Empatia, esiste una predisposizione genetica

Secondo gli studiosi della Stony Brook University di New York, una persona su cinque avrebbe una predisposizione genetica che la renderebbe più empatica rispetto al resto della popolazione. Gli individui che appartengono a questa categoria vengono definiti “persone altamente sensibili” (in inglese “HSP”, acronimo di “highly sensitive people”), in quanto mostrano una maggiore consapevolezza degli stimoli più sottili e difficili da cogliere e la capacità di processare le informazioni in modo più completo e approfondito.


Per avere conferme empiriche di questa predisposizione e investigare sul come i tratti tipici delle persone altamente sensibili potessero essere associati a determinati pattern di attività cerebrale, la dottoressa Elaine Aron e il dottor Arthur Aron, insieme ad alcuni collaboratori, hanno monitorato, tramite risonanza magnetica, quanto accadeva nel cervello di 18 soggetti sposati, alcuni dei quali inclusi dai ricercatori nella categoria delle persone altamente sensibili.
Ai partecipanti sono state mostrate foto di individui le cui espressioni lasciavano trasparire gioia oppure tristezza. Le foto visionate dai soggetti ritraevano sia dei perfetti sconosciuti che il proprio marito o la propria moglie.

Abbiamo scoperto che nelle persone altamente sensibili”, affermano gli autori dello studio, “le aree del cervello associate alla consapevolezza e all’emozione, in particolare quelle connesse con l’empatia, facevano registrare un afflusso di sangue maggiore rispetto a quanto accadeva nei soggetti con bassa sensibilità”.
L’attività cerebrale delle persone più empatiche raggiungeva l’intensità massima nel momento in cui queste ultime guardavano una foto del proprio coniuge che sorrideva.

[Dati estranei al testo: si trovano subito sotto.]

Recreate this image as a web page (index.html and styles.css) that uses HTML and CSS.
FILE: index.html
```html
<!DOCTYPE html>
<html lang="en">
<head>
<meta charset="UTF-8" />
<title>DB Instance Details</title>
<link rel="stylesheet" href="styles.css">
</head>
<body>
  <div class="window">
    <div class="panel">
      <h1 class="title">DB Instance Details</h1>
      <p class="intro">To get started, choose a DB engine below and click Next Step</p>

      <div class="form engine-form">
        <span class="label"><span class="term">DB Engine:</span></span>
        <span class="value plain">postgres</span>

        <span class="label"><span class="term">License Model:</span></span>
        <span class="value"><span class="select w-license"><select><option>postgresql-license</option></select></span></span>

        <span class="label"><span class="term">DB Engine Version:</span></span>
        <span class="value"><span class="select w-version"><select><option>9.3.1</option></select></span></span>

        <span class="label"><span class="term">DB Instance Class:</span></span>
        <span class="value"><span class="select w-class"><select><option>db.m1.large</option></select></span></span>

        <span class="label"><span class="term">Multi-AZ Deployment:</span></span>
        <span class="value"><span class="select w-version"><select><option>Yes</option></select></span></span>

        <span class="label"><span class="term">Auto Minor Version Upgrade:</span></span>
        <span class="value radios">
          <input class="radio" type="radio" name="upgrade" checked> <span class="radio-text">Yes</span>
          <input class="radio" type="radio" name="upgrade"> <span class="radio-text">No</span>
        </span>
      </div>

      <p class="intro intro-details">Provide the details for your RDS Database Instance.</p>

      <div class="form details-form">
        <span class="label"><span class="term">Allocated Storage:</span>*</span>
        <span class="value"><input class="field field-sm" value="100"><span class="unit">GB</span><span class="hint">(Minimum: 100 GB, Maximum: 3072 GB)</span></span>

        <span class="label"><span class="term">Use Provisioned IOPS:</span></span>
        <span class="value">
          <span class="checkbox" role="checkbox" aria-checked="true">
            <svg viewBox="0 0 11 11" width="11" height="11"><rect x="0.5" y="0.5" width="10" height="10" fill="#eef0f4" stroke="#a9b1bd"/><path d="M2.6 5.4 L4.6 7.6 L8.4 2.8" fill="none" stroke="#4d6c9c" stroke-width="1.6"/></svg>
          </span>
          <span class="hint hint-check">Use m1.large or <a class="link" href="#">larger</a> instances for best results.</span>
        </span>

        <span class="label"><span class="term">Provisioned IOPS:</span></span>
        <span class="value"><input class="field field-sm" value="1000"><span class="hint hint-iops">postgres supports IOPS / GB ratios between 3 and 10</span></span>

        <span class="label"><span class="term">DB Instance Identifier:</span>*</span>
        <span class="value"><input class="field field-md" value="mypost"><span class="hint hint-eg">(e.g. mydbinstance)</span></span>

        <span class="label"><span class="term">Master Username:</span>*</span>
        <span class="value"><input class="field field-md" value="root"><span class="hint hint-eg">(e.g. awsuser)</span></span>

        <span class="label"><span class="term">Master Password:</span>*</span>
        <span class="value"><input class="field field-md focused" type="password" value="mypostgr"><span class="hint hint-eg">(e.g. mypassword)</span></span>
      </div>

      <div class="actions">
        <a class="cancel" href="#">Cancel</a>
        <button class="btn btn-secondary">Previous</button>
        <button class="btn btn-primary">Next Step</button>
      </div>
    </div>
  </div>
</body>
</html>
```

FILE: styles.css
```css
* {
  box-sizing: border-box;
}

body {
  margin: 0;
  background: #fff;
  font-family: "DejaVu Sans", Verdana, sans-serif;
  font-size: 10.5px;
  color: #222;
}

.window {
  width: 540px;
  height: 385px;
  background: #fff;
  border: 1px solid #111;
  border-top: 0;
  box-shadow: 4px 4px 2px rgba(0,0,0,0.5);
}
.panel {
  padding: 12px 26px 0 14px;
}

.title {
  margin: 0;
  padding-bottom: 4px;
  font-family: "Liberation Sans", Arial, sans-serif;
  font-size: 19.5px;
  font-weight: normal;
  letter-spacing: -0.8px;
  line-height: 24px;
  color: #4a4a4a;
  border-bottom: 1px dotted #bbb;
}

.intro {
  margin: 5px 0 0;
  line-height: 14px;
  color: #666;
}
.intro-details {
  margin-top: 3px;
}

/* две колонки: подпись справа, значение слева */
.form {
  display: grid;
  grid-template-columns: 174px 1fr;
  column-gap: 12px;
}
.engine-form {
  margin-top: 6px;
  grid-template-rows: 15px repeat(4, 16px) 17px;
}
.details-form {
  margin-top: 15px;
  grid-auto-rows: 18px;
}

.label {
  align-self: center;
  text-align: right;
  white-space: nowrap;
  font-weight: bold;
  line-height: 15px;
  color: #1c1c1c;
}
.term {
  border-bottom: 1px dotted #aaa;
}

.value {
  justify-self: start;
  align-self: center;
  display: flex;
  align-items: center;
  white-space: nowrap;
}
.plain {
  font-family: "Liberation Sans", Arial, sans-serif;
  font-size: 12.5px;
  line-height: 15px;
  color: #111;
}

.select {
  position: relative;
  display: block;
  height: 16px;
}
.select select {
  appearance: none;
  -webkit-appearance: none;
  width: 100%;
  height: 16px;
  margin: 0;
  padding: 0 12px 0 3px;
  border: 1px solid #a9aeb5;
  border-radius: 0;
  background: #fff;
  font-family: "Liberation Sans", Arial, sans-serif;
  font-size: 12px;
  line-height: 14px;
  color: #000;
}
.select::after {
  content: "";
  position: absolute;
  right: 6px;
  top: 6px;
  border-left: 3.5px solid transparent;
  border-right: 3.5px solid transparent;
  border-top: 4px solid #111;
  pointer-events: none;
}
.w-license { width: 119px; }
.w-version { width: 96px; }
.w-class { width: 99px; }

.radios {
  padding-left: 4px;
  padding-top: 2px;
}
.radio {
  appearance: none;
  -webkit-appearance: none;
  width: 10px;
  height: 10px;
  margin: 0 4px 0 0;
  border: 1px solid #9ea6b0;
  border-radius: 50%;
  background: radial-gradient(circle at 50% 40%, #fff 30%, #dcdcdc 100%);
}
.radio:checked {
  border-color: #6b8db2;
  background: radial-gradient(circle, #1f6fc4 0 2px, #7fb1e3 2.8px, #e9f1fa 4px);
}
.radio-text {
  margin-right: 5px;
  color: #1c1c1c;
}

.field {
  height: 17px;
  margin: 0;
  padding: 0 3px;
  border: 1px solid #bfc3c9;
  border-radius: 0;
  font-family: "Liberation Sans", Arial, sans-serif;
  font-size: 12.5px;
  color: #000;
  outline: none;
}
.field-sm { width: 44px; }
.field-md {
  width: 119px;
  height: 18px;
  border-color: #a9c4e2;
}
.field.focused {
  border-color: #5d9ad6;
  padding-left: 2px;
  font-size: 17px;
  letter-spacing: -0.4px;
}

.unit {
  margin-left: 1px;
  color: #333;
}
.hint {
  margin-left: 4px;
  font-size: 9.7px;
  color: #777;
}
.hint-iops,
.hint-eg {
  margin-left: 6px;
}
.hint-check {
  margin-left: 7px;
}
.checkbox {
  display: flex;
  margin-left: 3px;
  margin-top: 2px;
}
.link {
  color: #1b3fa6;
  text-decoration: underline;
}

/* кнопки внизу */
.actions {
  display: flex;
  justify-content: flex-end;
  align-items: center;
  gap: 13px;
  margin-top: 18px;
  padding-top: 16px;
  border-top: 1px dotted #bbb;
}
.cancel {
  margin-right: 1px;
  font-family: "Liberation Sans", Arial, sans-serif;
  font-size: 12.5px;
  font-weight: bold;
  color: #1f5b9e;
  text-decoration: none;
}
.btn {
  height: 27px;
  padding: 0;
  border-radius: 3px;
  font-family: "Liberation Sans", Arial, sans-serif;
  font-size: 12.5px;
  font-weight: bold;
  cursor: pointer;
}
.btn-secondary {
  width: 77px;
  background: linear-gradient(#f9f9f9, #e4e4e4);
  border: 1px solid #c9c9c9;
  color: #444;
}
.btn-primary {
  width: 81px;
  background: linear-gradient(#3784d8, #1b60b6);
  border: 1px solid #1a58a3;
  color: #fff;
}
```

A distanza di un anno, i soggetti sono stati sottoposti di nuovo all’esperimento, e i risultati sono stati gli stessi rilevati l’anno precedente.


Gli esperti affermano che le regioni cerebrali più attive nel corso dell’esperimento sono risultate quelle implicate nel sistema dei neuroni specchio, che si attivano sia quando si compie una certa azione, sia quando si osserva un’altra persona intenta a svolgerla. Questi neuroni vengono definiti “specchio” in quanto rispecchiano quello che avviene nella mente della persona osservata, proprio come se l’azione fosse compiuta dall’osservatore.
I neuroni specchio vengono considerati i mediatori della comprensione delle azioni realizzate da altre persone, quindi dell’apprendimento mediante l’imitazione, e sono da qualche tempo ritenuti alla base dei processi che regolano la partecipazione empatica.

Gli autori dello studio sostengono che, grazie alle risonanze magnetiche effettuate, è stato possibile ottenere una conferma del fatto che le persone altamente sensibili siano maggiormente capaci di entrare in sintonia con l’ambiente in cui vivono. Inoltre, data la loro spiccata reattività emotiva, i soggetti che rientrano in questa categoria rispondono in modo piuttosto deciso alle situazioni sociali che coinvolgono le emozioni.
I risultati dello studio sono stati recentemente pubblicati sulla rivista “Brain and Behaviour“.